Request: Reproduce the listing below exactly. Pictures do not belong in the copy.

--- start Information supplied ---

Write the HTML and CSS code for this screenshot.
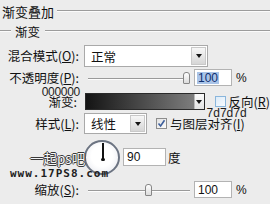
FILE: index.html
```html
<!DOCTYPE html>
<html>
<head>
<meta charset="utf-8">
<link rel="stylesheet" href="styles.css">
</head>
<body>
<div class="panel">
  <div class="legend top"><span class="title">渐变叠加</span><span class="rule"></span></div>
  <div class="legend sub"><span class="rule short"></span><span class="title">渐变</span><span class="rule"></span></div>

  <div class="row r-blend">
    <span class="lbl">混合模式(<u>O</u>):</span>
    <div class="select wide"><span class="val">正常</span><span class="arrow"></span></div>
  </div>

  <div class="row r-opacity">
    <span class="lbl">不透明度(<u>P</u>):</span>
    <div class="slider"><span class="thumb" style="left:95px"></span></div>
    <div class="num"><span class="sel">100</span></div>
    <span class="unit">%</span>
  </div>

  <div class="row r-grad">
    <div class="lbl stack">
      <span class="note n1">000000</span>
      <span class="glabel">渐变:</span>
    </div>
    <div class="gradient"><span class="ramp"></span><span class="arrow"></span></div>
    <div class="stack rstack">
      <span class="chk"><span class="cb hover"></span>反向(<u>R</u>)</span>
      <span class="note n2">7d7d7d</span>
    </div>
  </div>

  <div class="row r-style">
    <span class="lbl">样式(<u>L</u>):</span>
    <div class="select narrow"><span class="val">线性</span><span class="arrow"></span></div>
    <span class="chk align"><span class="cb checked"><svg width="9" height="9" viewBox="0 0 9 9"><path d="M1.5 4.5 L3.6 7 L7.5 1.2" fill="none" stroke="#3d5f9c" stroke-width="1.6"/></svg></span>与图层对齐(<u>I</u>)</span>
  </div>

  <div class="row r-angle">
    <div class="dial"></div>
    <div class="num n90">90</div>
    <span class="deg">度</span>
  </div>

  <div class="row r-scale">
    <span class="lbl">缩放(<u>S</u>):</span>
    <div class="slider"><span class="thumb" style="left:57px"></span></div>
    <div class="num">100</div>
    <span class="unit">%</span>
  </div>

  <div class="wm wm1">一起ps吧</div>
  <div class="wm wm2">www.17PS8.com</div>
</div>
</body>
</html>
```

FILE: styles.css
```css
html, body {
  margin: 0;
  background: #ececec;
}
body {
  font-family: "Noto Sans CJK SC", "Noto Sans", sans-serif;
  font-size: 12.5px;
  color: #111;
}
.panel {
  position: relative;
  width: 270px;
  height: 204px;
  overflow: hidden;
}
u { text-decoration: underline; text-underline-offset: 1px; }

.legend { display: flex; align-items: center; }
.legend.top { height: 22px; padding-left: 2px; }
.legend.top .title { margin-right: 3px; font-size: 13px; }
.legend.sub { height: 18px; }
.legend.sub .title { margin: 0 5px 0 4px; }
.rule {
  flex: 1;
  height: 0;
  border-top: 1px solid #9c9c9c;
  border-bottom: 1px solid #fbfbfb;
}
.rule.short { flex: none; width: 11px; }

.row { display: flex; align-items: center; }
.lbl {
  width: 79px;
  flex: none;
  text-align: right;
  white-space: nowrap;
  line-height: 14px;
}

.r-blend { margin-top: 5px; height: 22px; }
.r-opacity { height: 21px; }
.r-grad { height: 25px; align-items: flex-start; }
.r-style { height: 21px; }
.r-angle { height: 46px; padding-left: 84px; }
.r-scale { height: 19px; }

.select {
  height: 22px;
  box-sizing: border-box;
  background: #fff;
  border: 1px solid #a9a9a9;
  display: flex;
  align-items: center;
  margin-left: 5px;
}
.select .val { flex: 1; padding-left: 6px; }
.select.wide { width: 124px; }
.select.narrow { width: 63px; height: 21px; }
.arrow {
  width: 15px;
  align-self: stretch;
  box-sizing: border-box;
  margin: 1px;
  background: linear-gradient(#f7f7f7, #d6d6d6);
  border: 1px solid #c9c9c9;
  display: flex;
  align-items: center;
  justify-content: center;
}
.arrow::after {
  content: "";
  border-left: 3.5px solid transparent;
  border-right: 3.5px solid transparent;
  border-top: 4px solid #151515;
}

.slider {
  position: relative;
  width: 102px;
  height: 12px;
  margin-left: 9px;
}
.slider::before {
  content: "";
  position: absolute;
  left: 0;
  right: 0;
  top: 6px;
  border-top: 1px solid #9a9a9a;
  border-bottom: 1px solid #fdfdfd;
}
.thumb {
  position: absolute;
  top: 0;
  width: 5px;
  height: 10px;
  border: 1px solid #868686;
  border-radius: 3px 3px 1px 1px;
  background: linear-gradient(#ffffff, #dcdcdc);
}

.num {
  width: 38px;
  height: 17px;
  box-sizing: border-box;
  background: #fff;
  border: 1px solid #b3b3b3;
  margin-left: 4px;
  display: flex;
  align-items: center;
  padding-left: 3px;
  font-family: "Liberation Sans", Arial, sans-serif;
  font-size: 12px;
}
.sel {
  background: #a9c4e8;
  color: #0f2f6e;
  padding: 0 1px;
  margin-left: -1px;
  line-height: 12px;
}
.unit {
  margin-left: 4px;
  font-family: "Liberation Sans", Arial, sans-serif;
  font-size: 12px;
}

.stack { display: flex; flex-direction: column; }
.lbl.stack { align-items: flex-end; }
.note {
  font-family: "Liberation Sans", Arial, sans-serif;
  font-size: 12px;
  line-height: 9px;
  color: #1c1c1c;
}
.n1 { margin-right: -1px; letter-spacing: -0.3px; }
.glabel { line-height: 12px; margin-top: -1px; margin-right: 2px; }

.gradient {
  display: flex;
  width: 122px;
  height: 17px;
  box-sizing: border-box;
  margin: 5px 0 0 6px;
  border: 1px solid #2a2a2a;
  background: #fff;
}
.ramp {
  flex: 1;
  background: linear-gradient(to right, #141414, #7d7d7d);
}
.gradient .arrow { width: 10px; margin: 0; border: none; border-left: 1px solid #bbb; background: linear-gradient(#fafafa, #e4e4e4); }

.rstack { margin-left: 10px; }
.chk {
  display: flex;
  align-items: center;
  line-height: 11px;
  white-space: nowrap;
}
.rstack .chk { margin-top: 8px; }
.cb {
  width: 11px;
  height: 11px;
  box-sizing: border-box;
  margin-right: 3px;
  display: flex;
  align-items: center;
  justify-content: center;
}
.cb.hover {
  border: 1px solid #8ab6dc;
  background: linear-gradient(135deg, #dcebf8, #f7fbff);
}
.cb.checked {
  border: 1px solid #8d8d8d;
  background: linear-gradient(135deg, #e2e2e2, #fbfbfb);
}
.n2 { margin-left: -8px; margin-top: 1px; line-height: 10px; }
.chk.align { margin-left: 9px; }

.dial {
  position: relative;
  width: 36px;
  height: 35px;
  box-sizing: border-box;
  border-radius: 50%;
  border: 2px solid #6c7482;
  background: radial-gradient(circle at 50% 45%, #ffffff 45%, #e3e5ec 100%);
}
.dial::before {
  content: "";
  position: absolute;
  left: 16px;
  top: 1px;
  width: 1.5px;
  height: 16px;
  background: #111;
}
.dial::after {
  content: "";
  position: absolute;
  left: 15px;
  top: 16px;
  width: 3.5px;
  height: 3.5px;
  border-radius: 50%;
  background: #111;
}
.num.n90 { width: 43px; height: 18px; margin-left: 3px; }
.deg { margin-left: 2px; }

.wm {
  position: absolute;
  z-index: 2;
  white-space: nowrap;
}
.wm1 {
  left: 30px;
  top: 148px;
  font-size: 13.5px;
  line-height: 20px;
  color: #f6f6f6;
  text-shadow: 1px 0 #3a3a3a, -1px 0 #3a3a3a, 0 1px #3a3a3a, 0 -1px #3a3a3a;
}
.wm2 {
  left: 10px;
  top: 168px;
  font-family: "DejaVu Sans Mono", monospace;
  font-weight: bold;
  font-size: 11px;
  line-height: 12px;
  letter-spacing: 1px;
  color: #1d1d1d;
}
```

--- end Information supplied ---

Complete output:
Write the HTML and CSS code for this screenshot.
FILE: index.html
```html
<!DOCTYPE html>
<html>
<head>
<meta charset="utf-8">
<link rel="stylesheet" href="styles.css">
</head>
<body>
<div class="panel">
  <div class="legend top"><span class="title">渐变叠加</span><span class="rule"></span></div>
  <div class="legend sub"><span class="rule short"></span><span class="title">渐变</span><span class="rule"></span></div>

  <div class="row r-blend">
    <span class="lbl">混合模式(<u>O</u>):</span>
    <div class="select wide"><span class="val">正常</span><span class="arrow"></span></div>
  </div>

  <div class="row r-opacity">
    <span class="lbl">不透明度(<u>P</u>):</span>
    <div class="slider"><span class="thumb" style="left:95px"></span></div>
    <div class="num"><span class="sel">100</span></div>
    <span class="unit">%</span>
  </div>

  <div class="row r-grad">
    <div class="lbl stack">
      <span class="note n1">000000</span>
      <span class="glabel">渐变:</span>
    </div>
    <div class="gradient"><span class="ramp"></span><span class="arrow"></span></div>
    <div class="stack rstack">
      <span class="chk"><span class="cb hover"></span>反向(<u>R</u>)</span>
      <span class="note n2">7d7d7d</span>
    </div>
  </div>

  <div class="row r-style">
    <span class="lbl">样式(<u>L</u>):</span>
    <div class="select narrow"><span class="val">线性</span><span class="arrow"></span></div>
    <span class="chk align"><span class="cb checked"><svg width="9" height="9" viewBox="0 0 9 9"><path d="M1.5 4.5 L3.6 7 L7.5 1.2" fill="none" stroke="#3d5f9c" stroke-width="1.6"/></svg></span>与图层对齐(<u>I</u>)</span>
  </div>

  <div class="row r-angle">
    <div class="dial"></div>
    <div class="num n90">90</div>
    <span class="deg">度</span>
  </div>

  <div class="row r-scale">
    <span class="lbl">缩放(<u>S</u>):</span>
    <div class="slider"><span class="thumb" style="left:57px"></span></div>
    <div class="num">100</div>
    <span class="unit">%</span>
  </div>

  <div class="wm wm1">一起ps吧</div>
  <div class="wm wm2">www.17PS8.com</div>
</div>
</body>
</html>
```

FILE: styles.css
```css
html, body {
  margin: 0;
  background: #ececec;
}
body {
  font-family: "Noto Sans CJK SC", "Noto Sans", sans-serif;
  font-size: 12.5px;
  color: #111;
}
.panel {
  position: relative;
  width: 270px;
  height: 204px;
  overflow: hidden;
}
u { text-decoration: underline; text-underline-offset: 1px; }

.legend { display: flex; align-items: center; }
.legend.top { height: 22px; padding-left: 2px; }
.legend.top .title { margin-right: 3px; font-size: 13px; }
.legend.sub { height: 18px; }
.legend.sub .title { margin: 0 5px 0 4px; }
.rule {
  flex: 1;
  height: 0;
  border-top: 1px solid #9c9c9c;
  border-bottom: 1px solid #fbfbfb;
}
.rule.short { flex: none; width: 11px; }

.row { display: flex; align-items: center; }
.lbl {
  width: 79px;
  flex: none;
  text-align: right;
  white-space: nowrap;
  line-height: 14px;
}

.r-blend { margin-top: 5px; height: 22px; }
.r-opacity { height: 21px; }
.r-grad { height: 25px; align-items: flex-start; }
.r-style { height: 21px; }
.r-angle { height: 46px; padding-left: 84px; }
.r-scale { height: 19px; }

.select {
  height: 22px;
  box-sizing: border-box;
  background: #fff;
  border: 1px solid #a9a9a9;
  display: flex;
  align-items: center;
  margin-left: 5px;
}
.select .val { flex: 1; padding-left: 6px; }
.select.wide { width: 124px; }
.select.narrow { width: 63px; height: 21px; }
.arrow {
  width: 15px;
  align-self: stretch;
  box-sizing: border-box;
  margin: 1px;
  background: linear-gradient(#f7f7f7, #d6d6d6);
  border: 1px solid #c9c9c9;
  display: flex;
  align-items: center;
  justify-content: center;
}
.arrow::after {
  content: "";
  border-left: 3.5px solid transparent;
  border-right: 3.5px solid transparent;
  border-top: 4px solid #151515;
}

.slider {
  position: relative;
  width: 102px;
  height: 12px;
  margin-left: 9px;
}
.slider::before {
  content: "";
  position: absolute;
  left: 0;
  right: 0;
  top: 6px;
  border-top: 1px solid #9a9a9a;
  border-bottom: 1px solid #fdfdfd;
}
.thumb {
  position: absolute;
  top: 0;
  width: 5px;
  height: 10px;
  border: 1px solid #868686;
  border-radius: 3px 3px 1px 1px;
  background: linear-gradient(#ffffff, #dcdcdc);
}

.num {
  width: 38px;
  height: 17px;
  box-sizing: border-box;
  background: #fff;
  border: 1px solid #b3b3b3;
  margin-left: 4px;
  display: flex;
  align-items: center;
  padding-left: 3px;
  font-family: "Liberation Sans", Arial, sans-serif;
  font-size: 12px;
}
.sel {
  background: #a9c4e8;
  color: #0f2f6e;
  padding: 0 1px;
  margin-left: -1px;
  line-height: 12px;
}
.unit {
  margin-left: 4px;
  font-family: "Liberation Sans", Arial, sans-serif;
  font-size: 12px;
}

.stack { display: flex; flex-direction: column; }
.lbl.stack { align-items: flex-end; }
.note {
  font-family: "Liberation Sans", Arial, sans-serif;
  font-size: 12px;
  line-height: 9px;
  color: #1c1c1c;
}
.n1 { margin-right: -1px; letter-spacing: -0.3px; }
.glabel { line-height: 12px; margin-top: -1px; margin-right: 2px; }

.gradient {
  display: flex;
  width: 122px;
  height: 17px;
  box-sizing: border-box;
  margin: 5px 0 0 6px;
  border: 1px solid #2a2a2a;
  background: #fff;
}
.ramp {
  flex: 1;
  background: linear-gradient(to right, #141414, #7d7d7d);
}
.gradient .arrow { width: 10px; margin: 0; border: none; border-left: 1px solid #bbb; background: linear-gradient(#fafafa, #e4e4e4); }

.rstack { margin-left: 10px; }
.chk {
  display: flex;
  align-items: center;
  line-height: 11px;
  white-space: nowrap;
}
.rstack .chk { margin-top: 8px; }
.cb {
  width: 11px;
  height: 11px;
  box-sizing: border-box;
  margin-right: 3px;
  display: flex;
  align-items: center;
  justify-content: center;
}
.cb.hover {
  border: 1px solid #8ab6dc;
  background: linear-gradient(135deg, #dcebf8, #f7fbff);
}
.cb.checked {
  border: 1px solid #8d8d8d;
  background: linear-gradient(135deg, #e2e2e2, #fbfbfb);
}
.n2 { margin-left: -8px; margin-top: 1px; line-height: 10px; }
.chk.align { margin-left: 9px; }

.dial {
  position: relative;
  width: 36px;
  height: 35px;
  box-sizing: border-box;
  border-radius: 50%;
  border: 2px solid #6c7482;
  background: radial-gradient(circle at 50% 45%, #ffffff 45%, #e3e5ec 100%);
}
.dial::before {
  content: "";
  position: absolute;
  left: 16px;
  top: 1px;
  width: 1.5px;
  height: 16px;
  background: #111;
}
.dial::after {
  content: "";
  position: absolute;
  left: 15px;
  top: 16px;
  width: 3.5px;
  height: 3.5px;
  border-radius: 50%;
  background: #111;
}
.num.n90 { width: 43px; height: 18px; margin-left: 3px; }
.deg { margin-left: 2px; }

.wm {
  position: absolute;
  z-index: 2;
  white-space: nowrap;
}
.wm1 {
  left: 30px;
  top: 148px;
  font-size: 13.5px;
  line-height: 20px;
  color: #f6f6f6;
  text-shadow: 1px 0 #3a3a3a, -1px 0 #3a3a3a, 0 1px #3a3a3a, 0 -1px #3a3a3a;
}
.wm2 {
  left: 10px;
  top: 168px;
  font-family: "DejaVu Sans Mono", monospace;
  font-weight: bold;
  font-size: 11px;
  line-height: 12px;
  letter-spacing: 1px;
  color: #1d1d1d;
}
```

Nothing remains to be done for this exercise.